米クルーズ船大手が快調、株価に上振れ余地Photo:Anadolu/gettyimages

 クルーズ旅行好きにとって、1年で最も心躍る時期が訪れている。業界にとっても喜ぶべきことは多い。

 クリスマス前後から翌年3月まで続く期間はクルーズ業界で「ウエーブシーズン」と呼ばれ、年間で最も予約が集中する。米クルーズ船各社は割引などの販促キャンペーンに力を入れ、対象になるプランは数百日先ということもある。ロイヤル・カリビアン・グループの子会社セレブリティ・クルーズはマーケティング資料でウエーブシーズンについて、米国で大規模なセールが開催されるイベントや祝日を引き合いに出し、「ブラック・フライデー、サイバー・マンデー、プレジデンツデーを一つにまとめたようなもの」と説明している。

 ただ、今年は様相が異なるかもしれない。クルーズ船各社はチケットの事前販売が好調で、大幅な割引を提供する動機が薄れている。その代わりに、各社はドリンクパッケージやメニューのアップグレード、船内Wi-Fi、エクスカーション(寄港地観光ツアー)、2人目の無料招待といったサービスに力を入れる。トゥルーイストのアナリストは今月、2025年のクルーズ予約は従来よりも10~15%ほど速いペースで進んでいるとの推計を示した。一方、全体の客室数は5%程度しか増えていない。

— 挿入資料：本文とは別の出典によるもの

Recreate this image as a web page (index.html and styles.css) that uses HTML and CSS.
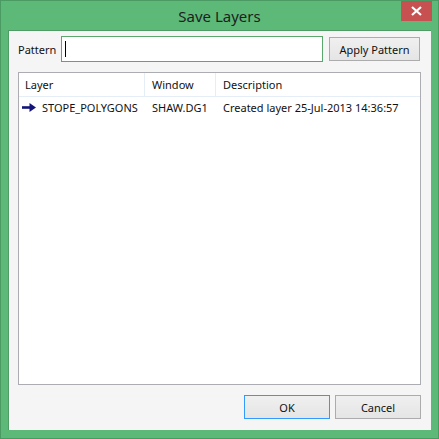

 クルーズは新型コロナウイルス流行を受けた全面的な運航停止を経て、再開にこぎつけた。当初は直前割引が多く、デッキが混雑するということはなかった。ところが、予約から出発までの日数という点で、昨年までに状況は逆方向に振れた。調査会社Mサイエンスの消費者部門担当シニアアナリスト、マイケル・アースタッド氏はそう指摘し、日数が長くなる傾向が続いていると語る。